An accurate assessment of the magnitude of non-citizen voting is difficult. There is no systematic check of voter-registration rolls by states to find non-citizens, and the relevant federal agencies refuse — in direct violation of federal law — to cooperate with those few state election officials who attempt to verify citizenship status.
In declining to cooperate with a request by Maryland for information on the citizenship status of registered voters, the U.S. Citizenship and Immigration Service mistakenly declared that the agency could not release that data because “it is important to safeguard the confidentiality of each legal immigrant.” One result of this policy: In 2004, a guilty verdict in a murder trial in Maryland was jeopardized because a non-citizen was discovered on the jury, which had been drawn from local voter rolls. Maryland’s frustrated elections administrator complained, “There is no way of checking. . . . We have no access to any information about who is in the United States, legally or otherwise.”

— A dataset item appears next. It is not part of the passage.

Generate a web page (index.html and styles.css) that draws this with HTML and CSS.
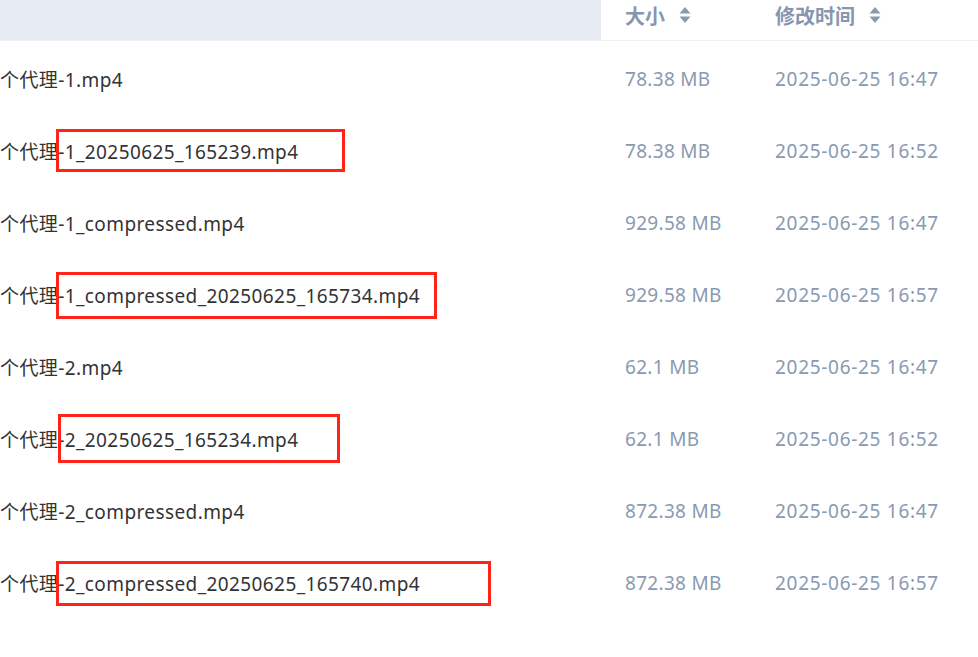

Some states have tried to take action. Kansas and Arizona have put in place new commonsense proof-of-citizenship requirements for registration to prevent illegal voting. But activist groups such as the League of Women Voters and Common Cause routinely challenge such measures in the courts.
To demand compliance with our laws — all of our laws — requires no more of an alien than we demand of any citizen. It is a violation of both state and federal law for immigrants who are not citizens to vote. The violations effectively disenfranchise legitimate voters by diluting their votes. We can show respect for the rights of those within our borders and at the same time prevent people from violating our voting laws either through willful intent or because they were led astray by others.